New Sorbents and Their Application for Deactivation of Liquid Radioactive Waste

The article deals with the methods of obtaining sorbents and the possibilities of their application for deactivation of liquid radioactive waste. A method for obtaining nanodispersion of nickel-potassium ferrocyanides is proposed. The mechanism of formation of nanoparticles and a diffuse layer on the surface of nickel-potassium ferrocyanides nanocrystals is considered. The increased sorption of cesium (K_d > 100000, ml/g), in addition to ion exchange, is associated with the inclusion of cesium ions in the structure of the surface layer of ferrocyanide nanocrystals, which is due to the presence of octahedral cavities in the crystal lattice of nickel-potassium ferrocyanides, which contain water molecules, The efficiency of the proposed sorbents based on iron oxide micro- and nanotubes and iron (III) hydroxide nanoparticles modified with nickel-potassium ferrocyanides, whose size is mainly 1–100 µm, is shown. To decontaminate liquid radioactive waste containing complementary substances of organic nature, plasma-chemical treatment is used, which results in the formation of a dispersion containing nanoparticles of metals and metal oxides that show increased affinity for strontium and transition metals.
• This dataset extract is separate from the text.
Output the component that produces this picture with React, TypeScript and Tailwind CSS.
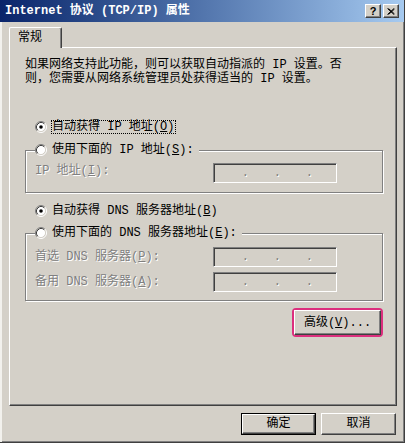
import React from "react";

const F = "font-['Liberation_Mono','Noto_Sans_CJK_SC',monospace] text-[12px]";

function Radio({ checked }: { checked?: boolean }) {
    return (
        <svg width="12" height="12" viewBox="0 0 12 12" className="shrink-0">
            <circle cx="6" cy="6" r="4.5" fill="#fff" />
            <path d="M9.89 2.11 A5.5 5.5 0 0 0 2.11 9.89" stroke="#808080" fill="none" />
            <path d="M2.11 9.89 A5.5 5.5 0 0 0 9.89 2.11" stroke="#fff" fill="none" />
            <path d="M9.18 2.82 A4.5 4.5 0 0 0 2.82 9.18" stroke="#404040" fill="none" />
            <path d="M2.82 9.18 A4.5 4.5 0 0 0 9.18 2.82" stroke="#d4d0c8" fill="none" />
            {checked && <circle cx="6" cy="6" r="1.8" fill="#000" />}
        </svg>
    );
}

function IpBox() {
    return (
        <div className="w-[124px] h-[20px] shrink-0 border border-t-[#808080] border-l-[#808080] border-r-white border-b-white shadow-[inset_1px_1px_0_#404040,inset_-1px_-1px_0_#d4d0c8] flex items-center pl-[3px] text-[#808080] [text-shadow:1px_1px_0_#fff]">
            {[0, 1, 2].map((i) => (
                <span key={i} className="w-[32px] text-right leading-[12px]">.</span>
            ))}
        </div>
    );
}

function Raised({ children, className }: { children: React.ReactNode; className: string }) {
    return (
        <div className={`border border-t-white border-l-white border-r-[#404040] border-b-[#404040] shadow-[inset_-1px_-1px_0_#808080] bg-[#d4d0c8] flex items-center justify-center ${className}`}>
            {children}
        </div>
    );
}

export default function App() {
    return (
        <div className={`${F} w-[405px] h-[443px] bg-[#d4d0c8] text-black flex flex-col border-r border-b border-r-[#404040] border-b-[#404040] shadow-[inset_-1px_-1px_0_#808080]`}>
            {/* Title bar */}
            <div className="h-[22px] shrink-0 flex items-center justify-between pl-[5px] pr-[5px] bg-gradient-to-r from-[#0a246a] to-[#a6caf0]">
                <span className="text-white font-bold leading-[14px] whitespace-pre">Internet 协议 (TCP/IP) 属性</span>
                <div className="flex gap-[2px]">
                    <Raised className="w-[16px] h-[14px]">
                        <span className="font-['Liberation_Sans'] font-bold text-[11px] leading-[11px]">?</span>
                    </Raised>
                    <Raised className="w-[16px] h-[14px]">
                        <svg width="8" height="7" viewBox="0 0 8 7">
                            <path d="M0.5 0.5 L7 6.5 M1.5 0.5 L7.5 6 M7 0.5 L0.5 6.5 M7.5 1 L1.5 6.5" stroke="#000" strokeWidth="1" />
                        </svg>
                    </Raised>
                </div>
            </div>

            {/* Body */}
            <div className="flex-1 flex flex-col border-l-2 border-l-[#f2f1ed] pl-[7px]">
                {/* Tab */}
                <div className="mt-[5px] flex">
                    <div className="relative z-10 -mb-[1px] w-[53px] h-[21px] bg-[#d4d0c8] border-l border-t border-r border-l-white border-t-white border-r-[#404040] rounded-t-[2px] shadow-[inset_-1px_0_0_#808080] pl-[8px] pt-[3px] leading-[14px]">
                        常规
                    </div>
                </div>

                {/* Panel */}
                <div className="w-[388px] h-[359px] shrink-0 border border-t-white border-l-white border-r-[#404040] border-b-[#404040] shadow-[inset_-1px_-1px_0_#808080] pt-[10px] flex flex-col">
                    <div className="pl-[15px] leading-[14px] whitespace-pre">
                        <div>如果网络支持此功能，则可以获取自动指派的 IP 设置。否</div>
                        <div>则，您需要从网络系统管理员处获得适当的 IP 设置。</div>
                    </div>

                    <div className="mt-[34px] pl-[25px] flex items-center h-[14px]">
                        <Radio checked />
                        <span className="ml-[4px] border border-dotted border-black leading-[12px] pr-[1px] whitespace-pre">
                            自动获得 IP 地址(<u>O</u>)
                        </span>
                    </div>

                    <fieldset className="mt-[9px] ml-[15px] w-[358px] border border-[#808080] shadow-[inset_1px_1px_0_#fff,1px_1px_0_#fff] pl-[9px] pt-[6px] pb-[9px]">
                        <legend className="flex items-center h-[14px] pr-[5px] bg-[#d4d0c8]">
                            <Radio />
                            <span className="ml-[5px] leading-[14px] whitespace-pre">使用下面的 IP 地址(<u>S</u>):</span>
                        </legend>
                        <div className="flex items-start">
                            <span className="w-[178px] pt-[1px] leading-[14px] whitespace-pre text-[#808080] [text-shadow:1px_1px_0_#fff]">IP 地址(<u>I</u>):</span>
                            <IpBox />
                        </div>
                    </fieldset>

                    <div className="mt-[11px] pl-[25px] flex items-center h-[14px]">
                        <Radio checked />
                        <span className="ml-[5px] leading-[14px] whitespace-pre">自动获得 DNS 服务器地址(<u>B</u>)</span>
                    </div>

                    <fieldset className="mt-[8px] ml-[15px] w-[358px] border border-[#808080] shadow-[inset_1px_1px_0_#fff,1px_1px_0_#fff] pl-[9px] pt-[7px] pb-[8px]">
                        <legend className="flex items-center h-[14px] pr-[5px] bg-[#d4d0c8]">
                            <Radio />
                            <span className="ml-[5px] leading-[14px] whitespace-pre">使用下面的 DNS 服务器地址(<u>E</u>):</span>
                        </legend>
                        <div className="flex flex-col gap-[5px]">
                            <div className="flex items-start">
                                <span className="w-[178px] pt-[3px] leading-[14px] whitespace-pre text-[#808080] [text-shadow:1px_1px_0_#fff]">首选 DNS 服务器(<u>P</u>):</span>
                                <IpBox />
                            </div>
                            <div className="flex items-start">
                                <span className="w-[178px] pt-[3px] leading-[14px] whitespace-pre text-[#808080] [text-shadow:1px_1px_0_#fff]">备用 DNS 服务器(<u>A</u>):</span>
                                <IpBox />
                            </div>
                        </div>
                    </fieldset>

                    <div className="mt-[7px] ml-[15px] w-[358px] flex justify-end">
                        <div className="border-2 border-[#dc2f7e] rounded-[4px]">
                            <Raised className="w-[87px] h-[25px]">
                                <span className="leading-[14px] whitespace-pre">高级(<u>V</u>)...</span>
                            </Raised>
                        </div>
                    </div>
                </div>

                {/* Bottom buttons */}
                <div className="mt-[7px] flex justify-end gap-[5px] pr-[8px]">
                    <div className="border border-black">
                        <Raised className="w-[73px] h-[20px]">
                            <span className="leading-[14px]">确定</span>
                        </Raised>
                    </div>
                    <Raised className="w-[75px] h-[22px]">
                        <span className="leading-[14px]">取消</span>
                    </Raised>
                </div>
            </div>
        </div>
    );
}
The integrated use of this dispersion in combination with montmorillonite allows for effective treatment of multicomponent liquid radioactive waste. To increase the strontium recovery rate while maintaining high efficiency of cesium and transition metals recovery, it is advisable to apply preliminary plasma chemical treatment followed by the use of sorbents based on ferrocyanide-modified iron (III) oxides/hydroxides. The choice of the deactivation algorithm depends on the composition of liquid radioactive waste to be treated.